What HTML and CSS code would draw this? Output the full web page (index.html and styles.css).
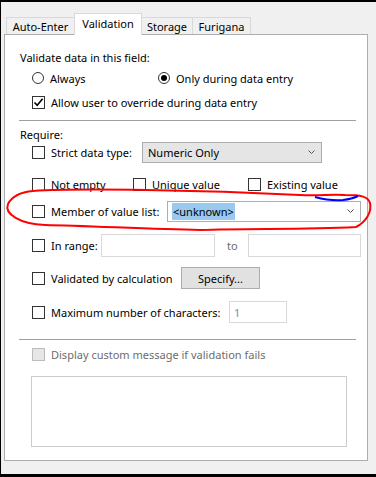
FILE: index.html
```html
<!DOCTYPE html>
<html lang="en">
<head>
  <meta charset="UTF-8">
  <title>Field Options: Validation</title>
  <link rel="stylesheet" href="styles.css">
</head>
<body>

  <div class="window">
    <div class="tabs">
      <div class="tab tab-auto">Auto-Enter</div>
      <div class="tab tab-validation active">Validation</div>
      <div class="tab tab-storage">Storage</div>
      <div class="tab tab-furigana">Furigana</div>
    </div>

    <div class="panel">
      <div class="row title">Validate data in this field:</div>

      <div class="row radios indent">
        <label class="opt opt-always"><span class="radio"></span>Always</label>
        <label class="opt"><span class="radio on"></span>Only during data entry</label>
      </div>

      <div class="row allow indent">
        <span class="check on">
          <svg width="11" height="11" viewBox="0 0 11 11"><path d="M1.5 5.5 L4.2 8.3 L9.6 1.8" fill="none" stroke="#000" stroke-width="1.6"/></svg>
        </span>
        Allow user to override during data entry
      </div>

      <div class="sep sep-top"></div>

      <div class="row require">Require:</div>

      <div class="row strict indent">
        <label class="opt w-strict"><span class="check"></span>Strict data type:</label>
        <div class="select select-gray w-select1">
          <span>Numeric Only</span>
          <svg class="chev" width="7" height="5" viewBox="0 0 7 5"><path d="M0.5 0.5 L3.5 3.5 L6.5 0.5" fill="none" stroke="#555" stroke-width="1"/></svg>
        </div>
      </div>

      <div class="row notempty indent">
        <label class="opt w-notempty"><span class="check"></span>Not empty</label>
        <label class="opt w-unique"><span class="check"></span>Unique value</label>
        <label class="opt"><span class="check"></span>Existing value</label>
      </div>

      <div class="row member indent">
        <label class="opt w-member"><span class="check"></span>Member of value list:</label>
        <div class="select w-select2">
          <span class="hilite">&lt;unknown&gt;</span>
          <svg class="chev" width="7" height="5" viewBox="0 0 7 5"><path d="M0.5 0.5 L3.5 3.5 L6.5 0.5" fill="none" stroke="#555" stroke-width="1"/></svg>
        </div>
      </div>

      <div class="row inrange indent">
        <label class="opt w-range"><span class="check"></span>In range:</label>
        <div class="field w-from"></div>
        <span class="to">to</span>
        <div class="field w-to"></div>
      </div>

      <div class="row calc indent">
        <label class="opt w-calc"><span class="check"></span>Validated by calculation</label>
        <button class="btn">Specify...</button>
      </div>

      <div class="row maxchars indent">
        <label class="opt w-max"><span class="check"></span>Maximum number of characters:</label>
        <div class="field w-maxfield">1</div>
      </div>

      <div class="sep sep-bottom"></div>

      <div class="row display indent disabled">
        <label class="opt"><span class="check"></span>Display custom message if validation fails</label>
      </div>

      <div class="message"></div>
    </div>
  </div>

  <!-- hand-drawn markup over the screenshot -->
  <svg class="markup" width="376" height="477" viewBox="0 0 376 477">
    <path d="M33 191 C 80 188, 200 190, 300 195 C 320 196, 330 194, 345 195 C 360 195, 368 196, 370 203 C 372 212, 366 222, 356 227 C 300 230, 250 228, 200 230 C 150 229, 90 226, 45 225 C 20 224, 4 214, 8 204 C 12 196, 22 192, 33 191 Z" fill="none" stroke="#ff0000" stroke-width="2"/>
    <path d="M315 197 Q 330 201 343 200 Q 352 199 358 196" fill="none" stroke="#0000ff" stroke-width="2"/>
  </svg>

</body>
</html>
```

FILE: styles.css
```css
body {
  margin: 0;
  background-color: #000;
  font-family: 'Noto Sans', 'Segoe UI', sans-serif;
  font-size: 11px;
  color: #000;
  height: 477px;
  overflow: hidden;
}

.window {
  margin: 2px 0 0 1px;
  width: 375px;
  height: 472px;
  background-color: #f0f0f0;
  padding-top: 11px;
  box-sizing: border-box;
}

/* tabs */

.tabs {
  display: flex;
  align-items: flex-end;
  margin-left: 5px;
}

.tab {
  box-sizing: border-box;
  height: 17px;
  border: 1px solid #d9d9d9;
  border-bottom: none;
  background-color: #f0f0f0;
  display: flex;
  align-items: center;
  justify-content: center;
  margin-left: -1px;
}

.tab-auto { width: 69px; margin-left: 0; }
.tab-validation { width: 68px; }
.tab-storage { width: 52px; }
.tab-furigana { width: 59px; }

.tab.active {
  height: 22px;
  background-color: #fff;
  margin-bottom: -1px;
  position: relative;
  z-index: 1;
  padding-bottom: 3px;
}

/* panel */

.panel {
  box-sizing: border-box;
  margin-left: 3px;
  width: 364px;
  height: 427px;
  background-color: #fff;
  border: 1px solid #adadad;
  padding: 0 0 0 15px;
}

.row {
  display: flex;
  align-items: center;
  height: 20px;
  white-space: nowrap;
}

.indent { margin-left: 12px; }

.title { margin-top: 12px; }
.radios { margin-top: 1px; }
.allow { margin-top: 4px; }
.require { margin-top: 6px; height: 15px; }
.strict { margin-top: 0; height: 21px; }
.notempty { margin-top: 11px; }
.member { margin-top: 7px; height: 21px; }
.inrange { margin-top: 12px; height: 23px; }
.calc { margin-top: 10px; height: 22px; }
.maxchars { margin-top: 12px; height: 22px; }
.display { margin-top: 5px; height: 19px; }

.sep {
  height: 1px;
  width: 337px;
  margin-left: -1px;
  background-color: #a0a0a0;
}

.sep-top { margin-top: 8px; }
.sep-bottom { margin-top: 16px; }

/* options */

.opt {
  display: flex;
  align-items: center;
}

.opt-always { width: 126px; }

.radio {
  box-sizing: border-box;
  width: 12px;
  height: 12px;
  border: 1px solid #333;
  border-radius: 50%;
  margin-right: 6px;
  display: flex;
  align-items: center;
  justify-content: center;
}

.radio.on::after {
  content: '';
  width: 6px;
  height: 6px;
  border-radius: 50%;
  background-color: #000;
}

.check {
  box-sizing: border-box;
  width: 13px;
  height: 13px;
  border: 1px solid #333;
  background-color: #fff;
  margin-right: 6px;
  display: flex;
  align-items: center;
  justify-content: center;
  flex-shrink: 0;
}

.w-strict { width: 110px; }
.w-notempty { width: 101px; }
.w-unique { width: 115px; }
.w-member { width: 135px; }
.w-range { width: 69px; }
.w-calc { width: 149px; }
.w-max { width: 197px; }

/* inputs */

.select {
  box-sizing: border-box;
  height: 21px;
  border: 1px solid #adadad;
  background-color: #fff;
  display: flex;
  align-items: center;
  justify-content: space-between;
  padding: 0 6px 0 4px;
}

.select-gray {
  background-color: #e5e5e5;
  padding-left: 5px;
}

.w-select1 { width: 180px; }
.w-select2 { width: 194px; }

.hilite {
  background-color: #99c9ef;
  padding: 1px 1px;
}

.field {
  box-sizing: border-box;
  height: 23px;
  border: 1px solid #d9d9d9;
  background-color: #fff;
  color: #8a8a8a;
  padding-left: 4px;
  display: flex;
  align-items: center;
}

.w-from { width: 114px; }
.w-to { width: 113px; }
.w-maxfield { width: 58px; height: 22px; }

.to {
  width: 33px;
  padding-left: 12px;
  box-sizing: border-box;
  color: #6d6d6d;
}

.btn {
  box-sizing: border-box;
  width: 79px;
  height: 22px;
  border: 1px solid #adadad;
  background-color: #e1e1e1;
  font-family: inherit;
  font-size: 11px;
  color: #000;
  padding: 0;
}

.disabled { color: #6d6d6d; }

.disabled .check {
  border-color: #bcbcbc;
  background-color: #e6e6e6;
}

.message {
  box-sizing: border-box;
  margin: 12px 0 0 11px;
  width: 316px;
  height: 71px;
  border: 1px solid #cccccc;
}

.markup {
  position: absolute;
  top: 0;
  left: 0;
  pointer-events: none;
}
```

+ + + +

• WHAT IS REQUIRED: Check every line of the listing for the string "styles" and report how many lines have it, as a number alone.

• FINISHED TASK: 3